Using Lagrange's multiplier method, find the shortest distance between the line $y=10-2x$ and the ellipse $\frac{x^2}{4}+\frac{y^2}{9}=1$.
My work:
Let the point on ellipse be $(2\cos\theta, 3\sin\theta)$
Let $F=(x-2\cos\theta)^2+(y-3\sin\theta)^2+\alpha(2x+y-10)$.
I partially diffentiated $F$ wrt $x$,$y$ and $\theta$ equated to $0$.
I get $\tan\theta=\frac{3}{4}$ and $\alpha=-2$
The point on ellipse I get is $(\frac{8}{5},\frac{9}{5})$ and the point on line I get is $(\frac {18}{5}, \frac{14}{5})$
Is this method correct? Can I take $\theta$ to be an independent variable, and differentiate wrt to it?
Best Answer
Although your solution method is fine, I suspect that whoever gave you this exercise intended for you to use the equation of the ellipse directly instead of parameterizing the curve. Once you’ve done the latter, you have a single-variable problem for which there’s not much point in using a Lagrange multiplier: you can compute the distance of the parameterized point to the line and minimize that directly.

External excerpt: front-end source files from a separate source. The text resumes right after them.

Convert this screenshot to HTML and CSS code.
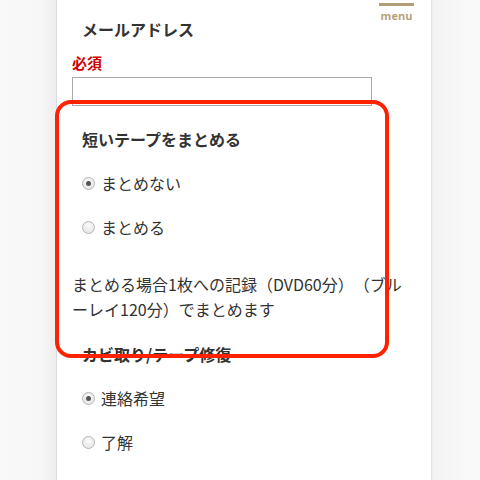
FILE: index.html
```html
<!DOCTYPE html>
<html lang="ja">
<head>
<meta charset="utf-8">
<link rel="stylesheet" href="styles.css">
</head>
<body>
<div class="page">
  <div class="panel">
    <div class="menu"><span class="menu-bar"></span><span class="menu-label">menu</span></div>
    <h3 class="label">メールアドレス</h3>
    <p class="req">必須</p>
    <div class="input"></div>
    <h3 class="label label-second">短いテープをまとめる</h3>
    <ul class="radios">
      <li class="radio-row"><span class="radio checked"></span>まとめない</li>
      <li class="radio-row"><span class="radio"></span>まとめる</li>
    </ul>
    <p class="note">まとめる場合1枚への記録（DVD60分）（ブルーレイ120分）でまとめます</p>
    <h3 class="label label-third">カビ取り/テープ修復</h3>
    <ul class="radios">
      <li class="radio-row"><span class="radio checked"></span>連絡希望</li>
      <li class="radio-row"><span class="radio"></span>了解</li>
    </ul>
    <div class="highlight"></div>
  </div>
</div>
</body>
</html>
```
FILE: styles.css
```css
html, body {
  margin: 0;
  padding: 0;
}
body {
  width: 480px;
  height: 480px;
  overflow: hidden;
  font-family: "Noto Sans CJK JP", "Noto Sans", sans-serif;
  color: #333;
  text-spacing-trim: space-all;
  background: linear-gradient(to right, #f9f9f9 0, #f7f7f7 40px, #eeeeee 56px, #eeeeee 432px, #f3f3f3 434px, #f9f9f9 470px);
}
.page {
  display: flex;
  height: 480px;
}
.panel {
  position: relative;
  margin-left: 56px;
  width: 376px;
  box-sizing: border-box;
  background: #fff;
  border-left: 1px solid #dcdcdc;
  border-right: 1px solid #e2e2e2;
  padding: 17px 15px 0 15px;
  height: 480px;
}
.menu {
  position: absolute;
  top: 3px;
  right: 17px;
  width: 35px;
  display: flex;
  flex-direction: column;
  align-items: center;
}
.menu-bar {
  display: block;
  width: 35px;
  height: 3px;
  background: #b39f77;
}
.menu-label {
  margin-top: 3px;
  font-family: "Open Sans", "Liberation Sans", sans-serif;
  font-weight: 700;
  font-size: 11px;
  line-height: 14px;
  color: #b5a27c;
}
.label {
  margin: 0;
  padding-left: 10px;
  font-size: 16px;
  font-weight: 700;
  line-height: 24px;
  color: #333;
}
.req {
  margin: 11px 0 0 0;
  font-size: 15px;
  font-weight: 700;
  line-height: 22px;
  color: #cc0000;
}
.input {
  margin-top: 3px;
  width: 300px;
  height: 29px;
  box-sizing: border-box;
  border: 1px solid #aaa;
}
.label-second {
  margin-top: 21px;
}
.radios {
  list-style: none;
  margin: 10px 0 0 0;
  padding: 0;
}
.radio-row {
  display: flex;
  align-items: center;
  gap: 6px;
  padding-left: 10px;
  height: 44px;
  font-size: 16px;
  color: #333;
}
.radio {
  width: 11px;
  height: 11px;
  border-radius: 50%;
  border: 1px solid #b5b5b5;
  background: radial-gradient(circle at 50% 35%, #fbfbfb 0, #e0e0e0 100%);
  position: relative;
  flex: none;
}
.radio.checked::after {
  content: "";
  position: absolute;
  left: 3px;
  top: 3px;
  width: 5px;
  height: 5px;
  border-radius: 50%;
  background: #555;
}
.note {
  margin: 23px 0 0 0;
  font-size: 16px;
  line-height: 25px;
  color: #333;
}
.label-third {
  margin-top: 20px;
}
.highlight {
  position: absolute;
  left: -2px;
  top: 100px;
  width: 334px;
  height: 258px;
  box-sizing: border-box;
  border: 4px solid #ff2200;
  border-radius: 16px;
}
```
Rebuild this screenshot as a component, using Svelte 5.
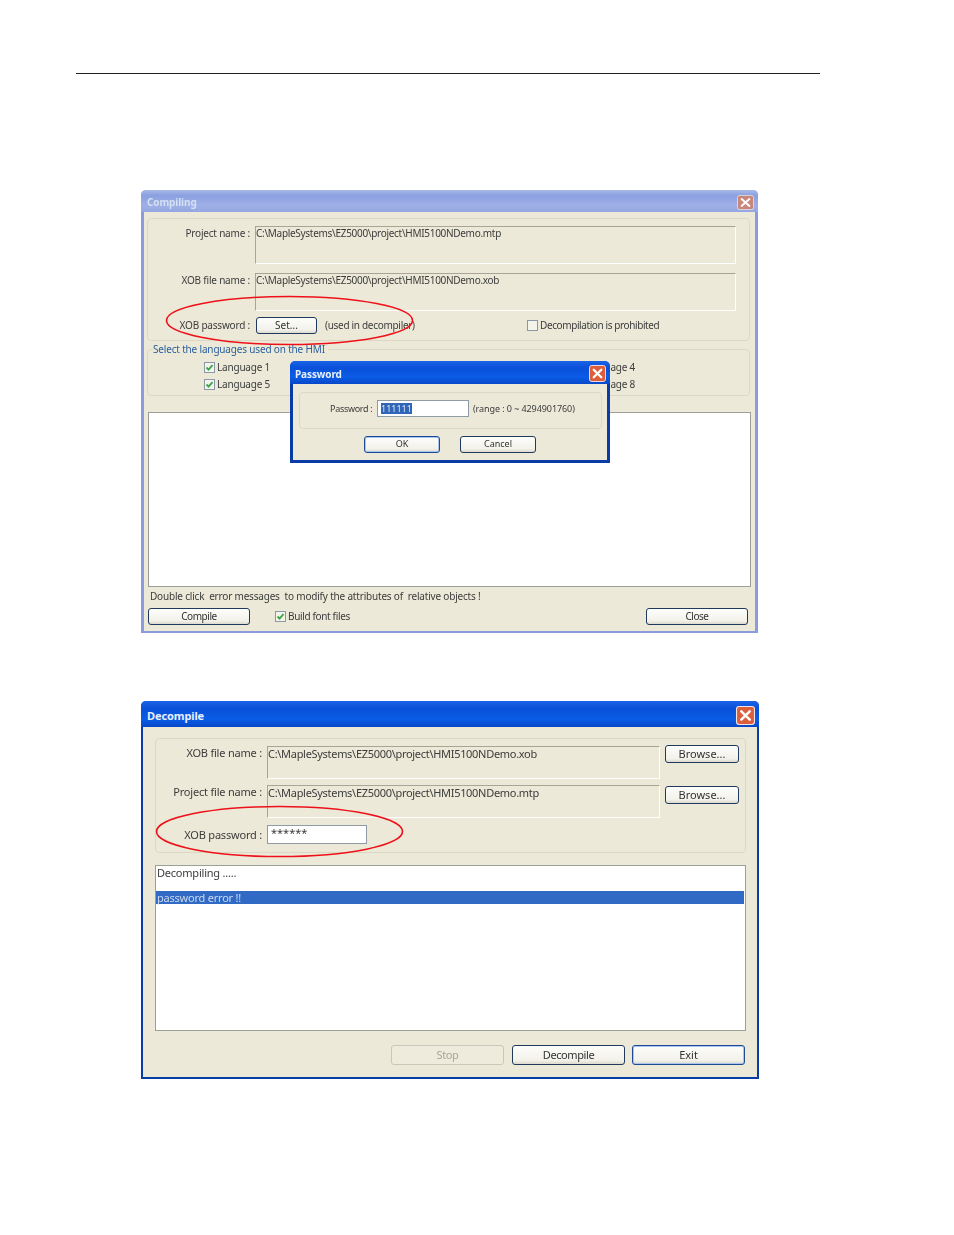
<script>
  const compileFields = [
    { label: 'Project name :', path: 'C:\\MapleSystems\\EZ5000\\project\\HMI5100NDemo.mtp' },
    { label: 'XOB file name :', path: 'C:\\MapleSystems\\EZ5000\\project\\HMI5100NDemo.xob' }
  ]
  const decompileFields = [
    { label: 'XOB file name :', path: 'C:\\MapleSystems\\EZ5000\\project\\HMI5100NDemo.xob' },
    { label: 'Project file name :', path: 'C:\\MapleSystems\\EZ5000\\project\\HMI5100NDemo.mtp' }
  ]
  const languages = [1, 2, 3, 4, 5, 6, 7, 8]
</script>

{#snippet closeBox()}
  <svg class="close" viewBox="0 0 18 18" preserveAspectRatio="none" aria-hidden="true">
    <rect x="0.5" y="0.5" width="17" height="17" rx="2.5" class="close-bg" />
    <path d="M5 5 L13 13 M13 5 L5 13" stroke="#fff" stroke-width="2.4" stroke-linecap="round" />
  </svg>
{/snippet}

{#snippet check(on)}
  <svg class="check" viewBox="0 0 11 11" width="11" height="11" aria-hidden="true">
    <rect x="0.5" y="0.5" width="10" height="10" fill="#f4f4ea" stroke="#8b98a6" />
    {#if on}
      <path d="M2.5 5.5 L4.6 7.6 L8.5 3.2" fill="none" stroke="#3aa648" stroke-width="1.8" />
    {/if}
  </svg>
{/snippet}

<div class="page">
  <hr class="rule" />

  <section class="window compiling">
    <header class="title inactive">
      <span>Compiling</span>
      {@render closeBox()}
    </header>
    <div class="client">
      <div class="group top-group">
        {#each compileFields as f}
          <div class="row">
            <span class="label">{f.label}</span>
            <div class="field">{f.path}</div>
          </div>
        {/each}
        <div class="row pw-row">
          <span class="label">XOB password :</span>
          <div class="pw-line">
            <button class="btn set">Set...</button>
            <span class="hint">(used in decompiler)</span>
            <span class="prohibit">{@render check(false)}Decompilation is prohibited</span>
          </div>
        </div>
      </div>

      <div class="group lang-group">
        <span class="legend">Select the languages used on the HMI</span>
        <div class="langs">
          {#each languages as n}
            <span class="lang">{@render check(true)}Language {n}</span>
          {/each}
        </div>
      </div>

      <div class="log compile-log"></div>

      <p class="note">Double click&nbsp; error messages&nbsp; to modify the attributes of&nbsp; relative objects !</p>
      <div class="footer">
        <button class="btn wide">Compile</button>
        <span class="build">{@render check(true)}Build font files</span>
        <button class="btn wide end">Close</button>
      </div>
    </div>

    <div class="window password">
      <header class="title active small">
        <span>Password</span>
        {@render closeBox()}
      </header>
      <div class="client">
        <div class="group pass-group">
          <span class="pass-label">Password :</span>
          <div class="input pass-input"><span class="selected">111111</span></div>
          <span class="range">(range : 0 ~ 4294901760)</span>
        </div>
        <div class="pass-buttons">
          <button class="btn focus pass-btn">OK</button>
          <button class="btn pass-btn">Cancel</button>
        </div>
      </div>
    </div>

    <svg class="ring ring-a" viewBox="0 0 249 51" aria-hidden="true">
      <ellipse cx="124.5" cy="25.5" rx="123" ry="24" fill="none" stroke="#ee1119" stroke-width="1.6" />
    </svg>
  </section>

  <section class="window decompile">
    <header class="title active big">
      <span>Decompile</span>
      {@render closeBox()}
    </header>
    <div class="client">
      <div class="group dec-group">
        {#each decompileFields as f}
          <div class="dec-row">
            <span class="label">{f.label}</span>
            <div class="field dec-field">{f.path}</div>
            <button class="btn browse">Browse...</button>
          </div>
        {/each}
        <div class="dec-row dec-pw">
          <span class="label">XOB password :</span>
          <div class="input dec-input">******</div>
        </div>
      </div>

      <div class="log dec-log">
        <div class="line">Decompiling .....</div>
        <div class="line blank"></div>
        <div class="line picked">password error !!</div>
      </div>

      <div class="dec-buttons">
        <button class="btn big-btn off">Stop</button>
        <button class="btn big-btn">Decompile</button>
        <button class="btn big-btn focus exit">Exit</button>
      </div>
    </div>

    <svg class="ring ring-b" viewBox="0 0 249 53" aria-hidden="true">
      <ellipse cx="124.5" cy="26.5" rx="123" ry="25" fill="none" stroke="#ee1119" stroke-width="1.6" />
    </svg>
  </section>
</div>

<style>
  :global(body) {
    margin: 0;
    background: #fff;
  }
  .page {
    height: 1235px;
    overflow: hidden;
    padding-top: 73px;
    box-sizing: border-box;
    font-family: "Noto Sans", "DejaVu Sans", sans-serif;
    font-size: 10px;
    color: #3c3c3c;
  }
  .rule {
    margin: 0 0 0 76px;
    width: 744px;
    height: 1px;
    border: 0;
    background: #222;
  }
  .window {
    position: relative;
    box-sizing: border-box;
    background: #ece9d8;
    display: flex;
    flex-direction: column;
  }
  section.window {
    filter: blur(0.3px);
  }
  .compiling {
    width: 617px;
    height: 443px;
    margin: 116px 0 0 141px;
    border: solid #8c9bdb;
    border-width: 0 3px 2px;
    border-radius: 5px 5px 0 0;
  }
  .decompile {
    width: 618px;
    height: 378px;
    margin: 68px 0 0 141px;
    border: solid #0a3ca8;
    border-width: 0 2px 2px;
    border-radius: 5px 5px 0 0;
  }
  .title {
    display: flex;
    align-items: center;
    justify-content: space-between;
    height: 22px;
    padding: 0 4px 0 6px;
    margin: 0 -3px;
    border-radius: 5px 5px 0 0;
    font-weight: 700;
    font-size: 10px;
    flex: none;
  }
  .title span {
    padding-top: 2px;
    letter-spacing: -0.1px;
  }
  .close {
    display: block;
    flex: none;
    width: 17px;
    height: 15px;
    margin-top: 3px;
  }
  .title.inactive {
    background: linear-gradient(#a8b8e8, #8aa0e0 25%, #9fb0e6 70%, #93a7e2);
    color: #d5e0f3;
  }
  .title.inactive .close-bg {
    fill: #c9867a;
    stroke: #e6dde0;
  }
  .title.active {
    background: linear-gradient(#1a63e6, #0a50d8 30%, #0a5ce6 70%, #0747c8);
    color: #e8f0ff;
  }
  .title.active .close-bg {
    fill: #dd5e3c;
    stroke: #f2e6e0;
  }
  .title.big {
    height: 26px;
    margin: 0 -2px;
    padding: 0 4px 0 6px;
    font-size: 11px;
  }
  .title.big .close {
    width: 19px;
    height: 19px;
  }
  .title.small {
    height: 23px;
    margin: 0 -3px;
    padding: 0 4px 0 5px;
  }
  .title.small .close {
    height: 17px;
    margin-top: 2px;
  }
  .client {
    flex: 1;
    display: flex;
    flex-direction: column;
  }
  .group {
    box-sizing: border-box;
    border: 1px solid #dcd8c6;
    border-radius: 4px;
  }
  .top-group {
    height: 123px;
    margin: 6px 5px 0 3px;
    padding-top: 7px;
    display: flex;
    flex-direction: column;
    gap: 9px;
  }
  .row {
    display: grid;
    grid-template-columns: 107px 481px;
  }
  .label {
    text-align: right;
    padding-right: 5px;
    line-height: 14px;
    letter-spacing: -0.2px;
  }
  .field {
    box-sizing: border-box;
    height: 38px;
    line-height: 12px;
    letter-spacing: -0.3px;
    border: 1px solid;
    border-color: #a8a596 #fff #fff #a8a596;
  }
  .pw-row {
    margin-top: -3px;
    align-items: center;
    height: 17px;
  }
  .pw-row .label {
    padding-bottom: 2px;
  }
  .pw-line {
    display: flex;
    align-items: center;
    margin-left: 1px;
  }
  .hint {
    margin-left: 8px;
    width: 202px;
    padding-bottom: 2px;
    letter-spacing: -0.3px;
  }
  .prohibit, .build, .lang {
    display: inline-flex;
    align-items: center;
    gap: 2px;
    white-space: nowrap;
    line-height: 11px;
  }
  .prohibit {
    letter-spacing: -0.4px;
  }
  .build {
    letter-spacing: -0.35px;
  }
  .lang {
    letter-spacing: -0.2px;
  }
  .check {
    flex: none;
  }
  .btn {
    box-sizing: border-box;
    padding: 0 0 2px;
    font: inherit;
    color: #333;
    background: linear-gradient(#fdfdfb, #f2f1ea 80%, #dcd9cc);
    border: 1px solid #1f3a5c;
    border-radius: 3px;
  }
  .btn.focus {
    border-color: #1c4a94;
    box-shadow: inset 0 0 0 1px #a9c4ee;
  }
  .set {
    width: 61px;
    height: 17px;
  }
  .lang-group {
    position: relative;
    height: 47px;
    margin: 8px 5px 0 3px;
    padding: 12px 0 0 56px;
  }
  .legend {
    position: absolute;
    top: -7px;
    left: 5px;
    line-height: 12px;
    padding-right: 3px;
    letter-spacing: -0.17px;
    background: #ece9d8;
    color: #2b5f9e;
  }
  .langs {
    display: grid;
    grid-template-columns: repeat(4, 121.7px);
    row-gap: 6px;
  }
  .lang {
    height: 11px;
  }
  .log {
    box-sizing: border-box;
    background: #fff;
    border: 1px solid #9c9e98;
  }
  .compile-log {
    height: 175px;
    margin: 16px 4px 0 4px;
  }
  .note {
    margin: 2px 0 0 6px;
    line-height: 14px;
    letter-spacing: -0.19px;
  }
  .footer {
    display: flex;
    align-items: center;
    margin: 5px 7px 0 4px;
  }
  .wide {
    width: 102px;
    height: 17px;
    letter-spacing: -0.45px;
  }
  .build {
    margin-left: 25px;
  }
  .end {
    margin-left: auto;
  }
  .password {
    position: absolute;
    left: 146px;
    top: 171px;
    width: 320px;
    height: 102px;
    border: solid #0a3ca8;
    border-width: 0 3px 3px;
    border-radius: 6px 6px 0 0;
  }
  .pass-group {
    display: flex;
    align-items: center;
    height: 37px;
    margin: 8px 5px 0 6px;
    padding: 0 0 4px 30px;
    font-size: 9px;
  }
  .pass-label {
    width: 42px;
    white-space: nowrap;
    letter-spacing: -0.3px;
  }
  .input {
    box-sizing: border-box;
    background: #fff;
    border: 1px solid #8f9ca8;
  }
  .pass-input {
    width: 92px;
    height: 17px;
    margin-left: 5px;
    padding: 2px 0 0 3px;
    line-height: 11px;
  }
  .selected {
    display: inline-block;
    background: #3165b8;
    color: #dfe8f5;
    line-height: 11px;
  }
  .range {
    margin-left: 4px;
    white-space: nowrap;
    letter-spacing: -0.08px;
  }
  .pass-buttons {
    display: flex;
    justify-content: center;
    gap: 20px;
    margin-top: 7px;
  }
  .pass-btn {
    width: 76px;
    height: 17px;
    font-size: 9px;
  }
  .dec-group {
    height: 115px;
    margin: 11px 11px 0 12px;
    padding-top: 7px;
    font-size: 11px;
    position: relative;
  }
  .dec-row {
    display: grid;
    grid-template-columns: 111px 393px 74px;
    column-gap: 0;
    height: 39px;
  }
  .dec-row .label {
    padding-right: 5px;
    white-space: nowrap;
  }
  .dec-field {
    height: 33px;
    line-height: 13px;
  }
  .browse {
    width: 74px;
    height: 18px;
    margin: -1px 0 0 5px;
  }
  .dec-row:nth-child(2) .browse {
    margin-top: 1px;
  }
  .dec-pw {
    height: 19px;
    margin-top: 1px;
    align-items: center;
  }
  .dec-input {
    width: 100px;
    height: 19px;
    padding-left: 3px;
    line-height: 13px;
  }
  .dec-log {
    height: 166px;
    margin: 12px 11px 0 12px;
    font-size: 11px;
    letter-spacing: -0.22px;
  }
  .line {
    height: 13px;
    padding-left: 1px;
    line-height: 13px;
    white-space: nowrap;
  }
  .blank {
    height: 12px;
  }
  .picked {
    margin-right: 1px;
    background: #316ac5;
    color: #cbd9ef;
  }
  .dec-buttons {
    display: flex;
    justify-content: flex-end;
    gap: 8px;
    margin: 14px 12px 0 0;
    font-size: 11px;
  }
  .big-btn {
    width: 113px;
    height: 20px;
    letter-spacing: -0.4px;
  }
  .big-btn.off {
    background: #eeebdd;
    border-color: #c9c7ba;
    color: #a8a69a;
  }
  .exit {
    margin-left: -1px;
    letter-spacing: 0;
  }
  .ring {
    position: absolute;
    overflow: visible;
    pointer-events: none;
  }
  .ring-a {
    left: 21px;
    top: 105px;
    width: 249px;
    height: 51px;
  }
  .ring-b {
    left: 12px;
    top: 104px;
    width: 249px;
    height: 53px;
  }
</style>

The intended solution is likely something along these lines: The square of the distance from a point $(x,y)$ to the line is given by $$f:(x,y)\mapsto{(2x+y-10)^2\over5}.$$ You are to minimize this function subject to the constraint $g(x,y)=0$, where $g:(x,y)\mapsto\frac{x^2}4+\frac{y^2}9-1$, so form the function $F:(x,y,\lambda)\mapsto f(x,y)-\lambda g(x,y)$, set the partial derivatives of $F$ to zero and solve for $x$, $y$, $\lambda$. This will give you critical points of $f$ that you’ll still have to test to see which are minima.